▶ Given instruction: Exclude the pictures, then repeat the remaining data exactly.

▶ Given material:

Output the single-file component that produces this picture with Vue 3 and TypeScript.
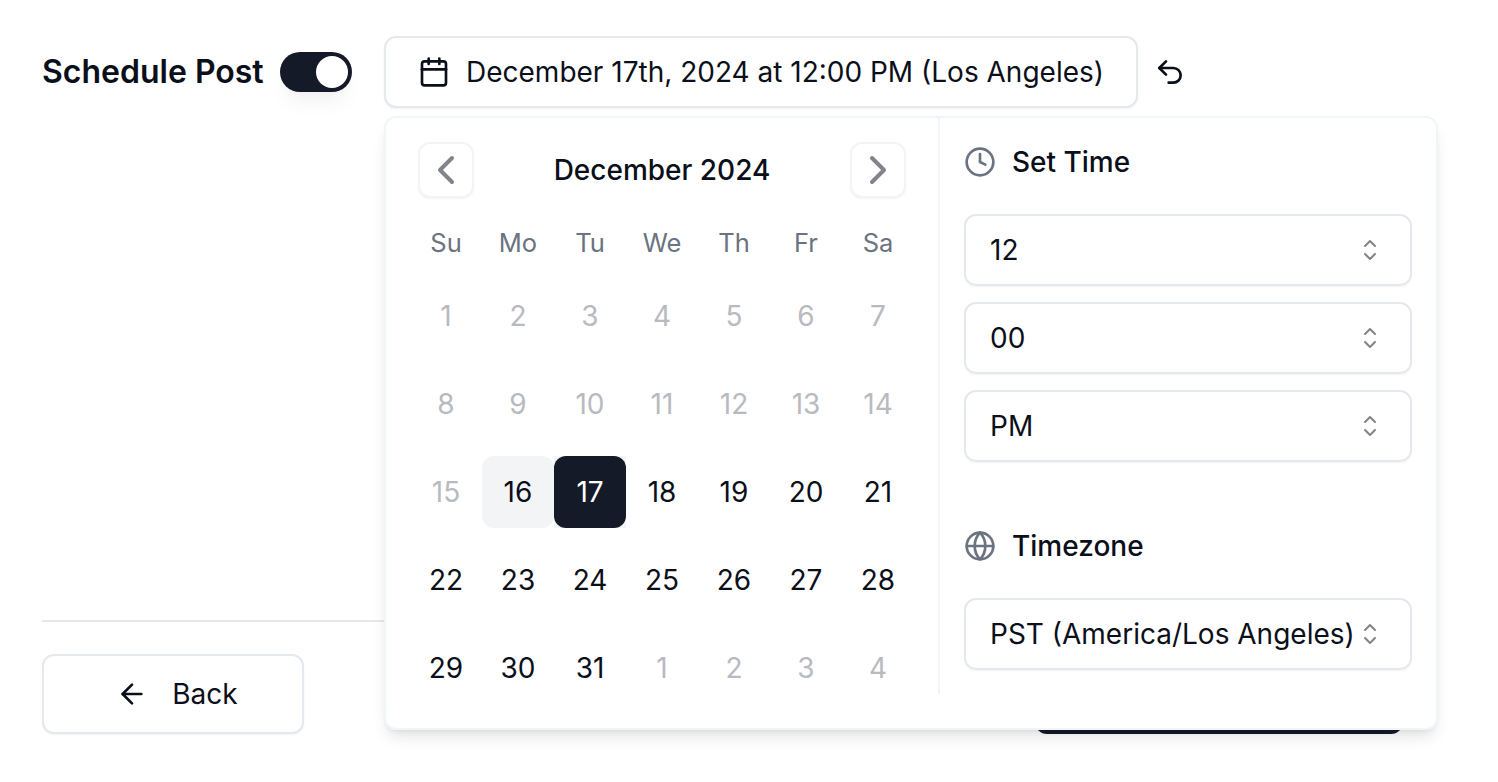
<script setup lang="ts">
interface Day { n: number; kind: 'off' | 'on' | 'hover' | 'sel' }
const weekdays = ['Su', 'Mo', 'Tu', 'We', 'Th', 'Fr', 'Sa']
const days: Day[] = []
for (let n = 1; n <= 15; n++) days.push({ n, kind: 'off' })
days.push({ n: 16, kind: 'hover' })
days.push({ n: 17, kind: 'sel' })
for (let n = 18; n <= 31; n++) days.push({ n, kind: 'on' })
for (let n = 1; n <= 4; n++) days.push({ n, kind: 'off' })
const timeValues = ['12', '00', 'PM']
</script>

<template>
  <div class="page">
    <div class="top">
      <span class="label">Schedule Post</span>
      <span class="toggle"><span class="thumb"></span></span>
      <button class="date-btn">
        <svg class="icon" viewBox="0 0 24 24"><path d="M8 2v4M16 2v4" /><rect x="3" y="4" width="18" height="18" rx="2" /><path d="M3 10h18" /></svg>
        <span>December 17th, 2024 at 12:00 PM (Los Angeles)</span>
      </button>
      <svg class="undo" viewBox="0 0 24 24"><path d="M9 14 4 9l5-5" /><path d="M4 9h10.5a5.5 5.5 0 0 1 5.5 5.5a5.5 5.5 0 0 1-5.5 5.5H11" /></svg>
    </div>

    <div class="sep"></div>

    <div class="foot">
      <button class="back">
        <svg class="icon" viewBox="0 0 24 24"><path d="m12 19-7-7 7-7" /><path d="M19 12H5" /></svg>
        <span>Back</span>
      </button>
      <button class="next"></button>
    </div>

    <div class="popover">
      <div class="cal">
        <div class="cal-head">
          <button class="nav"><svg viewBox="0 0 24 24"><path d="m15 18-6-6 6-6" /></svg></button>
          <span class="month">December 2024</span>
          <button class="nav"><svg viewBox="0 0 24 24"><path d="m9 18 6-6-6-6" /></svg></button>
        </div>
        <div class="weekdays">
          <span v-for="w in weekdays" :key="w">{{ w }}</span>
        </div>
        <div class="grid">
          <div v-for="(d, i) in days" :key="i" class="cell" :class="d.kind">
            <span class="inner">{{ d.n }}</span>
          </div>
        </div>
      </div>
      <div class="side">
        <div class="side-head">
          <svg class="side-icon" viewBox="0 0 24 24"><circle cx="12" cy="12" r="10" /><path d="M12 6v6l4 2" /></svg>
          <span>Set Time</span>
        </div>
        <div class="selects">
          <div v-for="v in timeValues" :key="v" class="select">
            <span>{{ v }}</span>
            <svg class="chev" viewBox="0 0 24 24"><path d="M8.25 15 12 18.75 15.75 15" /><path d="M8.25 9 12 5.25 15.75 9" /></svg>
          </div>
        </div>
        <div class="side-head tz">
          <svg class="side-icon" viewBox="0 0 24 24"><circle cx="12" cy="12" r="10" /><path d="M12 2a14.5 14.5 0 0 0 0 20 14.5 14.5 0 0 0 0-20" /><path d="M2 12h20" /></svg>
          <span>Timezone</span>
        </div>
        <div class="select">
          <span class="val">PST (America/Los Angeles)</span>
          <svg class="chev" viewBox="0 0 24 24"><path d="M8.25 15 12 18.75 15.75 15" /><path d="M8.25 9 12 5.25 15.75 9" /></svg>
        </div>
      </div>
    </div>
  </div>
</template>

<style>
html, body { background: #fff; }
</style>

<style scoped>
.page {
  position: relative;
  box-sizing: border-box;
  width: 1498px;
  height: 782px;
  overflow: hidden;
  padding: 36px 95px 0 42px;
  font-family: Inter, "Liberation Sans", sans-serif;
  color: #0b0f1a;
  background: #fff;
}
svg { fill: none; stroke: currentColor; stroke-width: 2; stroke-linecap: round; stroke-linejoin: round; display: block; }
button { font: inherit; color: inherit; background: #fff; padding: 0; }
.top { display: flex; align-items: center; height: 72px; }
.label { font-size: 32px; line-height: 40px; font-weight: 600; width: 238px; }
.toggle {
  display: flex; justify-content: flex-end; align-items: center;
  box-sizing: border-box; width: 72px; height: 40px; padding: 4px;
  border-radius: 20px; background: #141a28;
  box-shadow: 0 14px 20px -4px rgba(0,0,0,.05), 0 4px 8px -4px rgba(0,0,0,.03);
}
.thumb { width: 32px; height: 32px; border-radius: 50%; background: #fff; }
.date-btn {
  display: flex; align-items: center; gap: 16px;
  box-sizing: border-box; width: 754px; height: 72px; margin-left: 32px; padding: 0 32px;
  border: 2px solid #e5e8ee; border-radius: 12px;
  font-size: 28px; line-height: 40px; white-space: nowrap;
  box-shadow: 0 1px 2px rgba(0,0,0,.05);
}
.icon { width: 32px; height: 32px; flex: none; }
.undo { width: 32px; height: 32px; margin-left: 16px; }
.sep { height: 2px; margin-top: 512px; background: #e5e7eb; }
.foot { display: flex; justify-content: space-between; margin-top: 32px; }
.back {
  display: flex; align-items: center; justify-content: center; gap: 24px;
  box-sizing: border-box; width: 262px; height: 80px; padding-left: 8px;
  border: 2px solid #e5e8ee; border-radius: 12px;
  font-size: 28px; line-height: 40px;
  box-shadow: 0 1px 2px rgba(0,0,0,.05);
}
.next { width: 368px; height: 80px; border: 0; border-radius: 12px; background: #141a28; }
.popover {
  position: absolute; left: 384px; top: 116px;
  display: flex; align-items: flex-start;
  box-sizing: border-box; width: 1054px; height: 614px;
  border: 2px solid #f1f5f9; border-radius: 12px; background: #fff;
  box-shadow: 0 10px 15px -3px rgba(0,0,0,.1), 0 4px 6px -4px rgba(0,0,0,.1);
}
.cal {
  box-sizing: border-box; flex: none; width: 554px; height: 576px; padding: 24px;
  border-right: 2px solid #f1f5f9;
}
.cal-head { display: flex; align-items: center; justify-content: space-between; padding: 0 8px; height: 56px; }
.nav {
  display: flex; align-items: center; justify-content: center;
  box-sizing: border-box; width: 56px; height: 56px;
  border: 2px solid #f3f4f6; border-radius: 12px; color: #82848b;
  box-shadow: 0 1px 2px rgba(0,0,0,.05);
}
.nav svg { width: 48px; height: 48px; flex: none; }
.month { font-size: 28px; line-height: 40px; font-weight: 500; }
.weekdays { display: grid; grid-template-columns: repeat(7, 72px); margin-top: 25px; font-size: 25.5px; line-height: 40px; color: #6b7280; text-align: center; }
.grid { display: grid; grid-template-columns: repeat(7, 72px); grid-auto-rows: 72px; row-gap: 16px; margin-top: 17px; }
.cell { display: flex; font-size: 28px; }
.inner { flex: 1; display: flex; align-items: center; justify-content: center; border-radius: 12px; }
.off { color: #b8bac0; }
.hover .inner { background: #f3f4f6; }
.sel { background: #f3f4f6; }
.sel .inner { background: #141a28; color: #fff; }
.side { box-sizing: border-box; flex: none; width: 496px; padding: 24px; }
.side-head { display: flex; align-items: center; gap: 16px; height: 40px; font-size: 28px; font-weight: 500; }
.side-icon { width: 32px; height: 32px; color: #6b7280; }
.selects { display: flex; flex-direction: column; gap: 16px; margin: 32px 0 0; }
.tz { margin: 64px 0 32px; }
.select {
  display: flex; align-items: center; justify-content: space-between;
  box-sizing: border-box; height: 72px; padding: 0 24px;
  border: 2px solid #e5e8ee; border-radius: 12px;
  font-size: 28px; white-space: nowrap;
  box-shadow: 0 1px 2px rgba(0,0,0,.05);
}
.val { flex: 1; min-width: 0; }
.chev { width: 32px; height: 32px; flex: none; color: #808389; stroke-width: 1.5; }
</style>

▶ Correct result:
Output the single-file component that produces this picture with Vue 3 and TypeScript.
<script setup lang="ts">
interface Day { n: number; kind: 'off' | 'on' | 'hover' | 'sel' }
const weekdays = ['Su', 'Mo', 'Tu', 'We', 'Th', 'Fr', 'Sa']
const days: Day[] = []
for (let n = 1; n <= 15; n++) days.push({ n, kind: 'off' })
days.push({ n: 16, kind: 'hover' })
days.push({ n: 17, kind: 'sel' })
for (let n = 18; n <= 31; n++) days.push({ n, kind: 'on' })
for (let n = 1; n <= 4; n++) days.push({ n, kind: 'off' })
const timeValues = ['12', '00', 'PM']
</script>

<template>
  <div class="page">
    <div class="top">
      <span class="label">Schedule Post</span>
      <span class="toggle"><span class="thumb"></span></span>
      <button class="date-btn">
        <svg class="icon" viewBox="0 0 24 24"><path d="M8 2v4M16 2v4" /><rect x="3" y="4" width="18" height="18" rx="2" /><path d="M3 10h18" /></svg>
        <span>December 17th, 2024 at 12:00 PM (Los Angeles)</span>
      </button>
      <svg class="undo" viewBox="0 0 24 24"><path d="M9 14 4 9l5-5" /><path d="M4 9h10.5a5.5 5.5 0 0 1 5.5 5.5a5.5 5.5 0 0 1-5.5 5.5H11" /></svg>
    </div>

    <div class="sep"></div>

    <div class="foot">
      <button class="back">
        <svg class="icon" viewBox="0 0 24 24"><path d="m12 19-7-7 7-7" /><path d="M19 12H5" /></svg>
        <span>Back</span>
      </button>
      <button class="next"></button>
    </div>

    <div class="popover">
      <div class="cal">
        <div class="cal-head">
          <button class="nav"><svg viewBox="0 0 24 24"><path d="m15 18-6-6 6-6" /></svg></button>
          <span class="month">December 2024</span>
          <button class="nav"><svg viewBox="0 0 24 24"><path d="m9 18 6-6-6-6" /></svg></button>
        </div>
        <div class="weekdays">
          <span v-for="w in weekdays" :key="w">{{ w }}</span>
        </div>
        <div class="grid">
          <div v-for="(d, i) in days" :key="i" class="cell" :class="d.kind">
            <span class="inner">{{ d.n }}</span>
          </div>
        </div>
      </div>
      <div class="side">
        <div class="side-head">
          <svg class="side-icon" viewBox="0 0 24 24"><circle cx="12" cy="12" r="10" /><path d="M12 6v6l4 2" /></svg>
          <span>Set Time</span>
        </div>
        <div class="selects">
          <div v-for="v in timeValues" :key="v" class="select">
            <span>{{ v }}</span>
            <svg class="chev" viewBox="0 0 24 24"><path d="M8.25 15 12 18.75 15.75 15" /><path d="M8.25 9 12 5.25 15.75 9" /></svg>
          </div>
        </div>
        <div class="side-head tz">
          <svg class="side-icon" viewBox="0 0 24 24"><circle cx="12" cy="12" r="10" /><path d="M12 2a14.5 14.5 0 0 0 0 20 14.5 14.5 0 0 0 0-20" /><path d="M2 12h20" /></svg>
          <span>Timezone</span>
        </div>
        <div class="select">
          <span class="val">PST (America/Los Angeles)</span>
          <svg class="chev" viewBox="0 0 24 24"><path d="M8.25 15 12 18.75 15.75 15" /><path d="M8.25 9 12 5.25 15.75 9" /></svg>
        </div>
      </div>
    </div>
  </div>
</template>

<style>
html, body { background: #fff; }
</style>

<style scoped>
.page {
  position: relative;
  box-sizing: border-box;
  width: 1498px;
  height: 782px;
  overflow: hidden;
  padding: 36px 95px 0 42px;
  font-family: Inter, "Liberation Sans", sans-serif;
  color: #0b0f1a;
  background: #fff;
}
svg { fill: none; stroke: currentColor; stroke-width: 2; stroke-linecap: round; stroke-linejoin: round; display: block; }
button { font: inherit; color: inherit; background: #fff; padding: 0; }
.top { display: flex; align-items: center; height: 72px; }
.label { font-size: 32px; line-height: 40px; font-weight: 600; width: 238px; }
.toggle {
  display: flex; justify-content: flex-end; align-items: center;
  box-sizing: border-box; width: 72px; height: 40px; padding: 4px;
  border-radius: 20px; background: #141a28;
  box-shadow: 0 14px 20px -4px rgba(0,0,0,.05), 0 4px 8px -4px rgba(0,0,0,.03);
}
.thumb { width: 32px; height: 32px; border-radius: 50%; background: #fff; }
.date-btn {
  display: flex; align-items: center; gap: 16px;
  box-sizing: border-box; width: 754px; height: 72px; margin-left: 32px; padding: 0 32px;
  border: 2px solid #e5e8ee; border-radius: 12px;
  font-size: 28px; line-height: 40px; white-space: nowrap;
  box-shadow: 0 1px 2px rgba(0,0,0,.05);
}
.icon { width: 32px; height: 32px; flex: none; }
.undo { width: 32px; height: 32px; margin-left: 16px; }
.sep { height: 2px; margin-top: 512px; background: #e5e7eb; }
.foot { display: flex; justify-content: space-between; margin-top: 32px; }
.back {
  display: flex; align-items: center; justify-content: center; gap: 24px;
  box-sizing: border-box; width: 262px; height: 80px; padding-left: 8px;
  border: 2px solid #e5e8ee; border-radius: 12px;
  font-size: 28px; line-height: 40px;
  box-shadow: 0 1px 2px rgba(0,0,0,.05);
}
.next { width: 368px; height: 80px; border: 0; border-radius: 12px; background: #141a28; }
.popover {
  position: absolute; left: 384px; top: 116px;
  display: flex; align-items: flex-start;
  box-sizing: border-box; width: 1054px; height: 614px;
  border: 2px solid #f1f5f9; border-radius: 12px; background: #fff;
  box-shadow: 0 10px 15px -3px rgba(0,0,0,.1), 0 4px 6px -4px rgba(0,0,0,.1);
}
.cal {
  box-sizing: border-box; flex: none; width: 554px; height: 576px; padding: 24px;
  border-right: 2px solid #f1f5f9;
}
.cal-head { display: flex; align-items: center; justify-content: space-between; padding: 0 8px; height: 56px; }
.nav {
  display: flex; align-items: center; justify-content: center;
  box-sizing: border-box; width: 56px; height: 56px;
  border: 2px solid #f3f4f6; border-radius: 12px; color: #82848b;
  box-shadow: 0 1px 2px rgba(0,0,0,.05);
}
.nav svg { width: 48px; height: 48px; flex: none; }
.month { font-size: 28px; line-height: 40px; font-weight: 500; }
.weekdays { display: grid; grid-template-columns: repeat(7, 72px); margin-top: 25px; font-size: 25.5px; line-height: 40px; color: #6b7280; text-align: center; }
.grid { display: grid; grid-template-columns: repeat(7, 72px); grid-auto-rows: 72px; row-gap: 16px; margin-top: 17px; }
.cell { display: flex; font-size: 28px; }
.inner { flex: 1; display: flex; align-items: center; justify-content: center; border-radius: 12px; }
.off { color: #b8bac0; }
.hover .inner { background: #f3f4f6; }
.sel { background: #f3f4f6; }
.sel .inner { background: #141a28; color: #fff; }
.side { box-sizing: border-box; flex: none; width: 496px; padding: 24px; }
.side-head { display: flex; align-items: center; gap: 16px; height: 40px; font-size: 28px; font-weight: 500; }
.side-icon { width: 32px; height: 32px; color: #6b7280; }
.selects { display: flex; flex-direction: column; gap: 16px; margin: 32px 0 0; }
.tz { margin: 64px 0 32px; }
.select {
  display: flex; align-items: center; justify-content: space-between;
  box-sizing: border-box; height: 72px; padding: 0 24px;
  border: 2px solid #e5e8ee; border-radius: 12px;
  font-size: 28px; white-space: nowrap;
  box-shadow: 0 1px 2px rgba(0,0,0,.05);
}
.val { flex: 1; min-width: 0; }
.chev { width: 32px; height: 32px; flex: none; color: #808389; stroke-width: 1.5; }
</style>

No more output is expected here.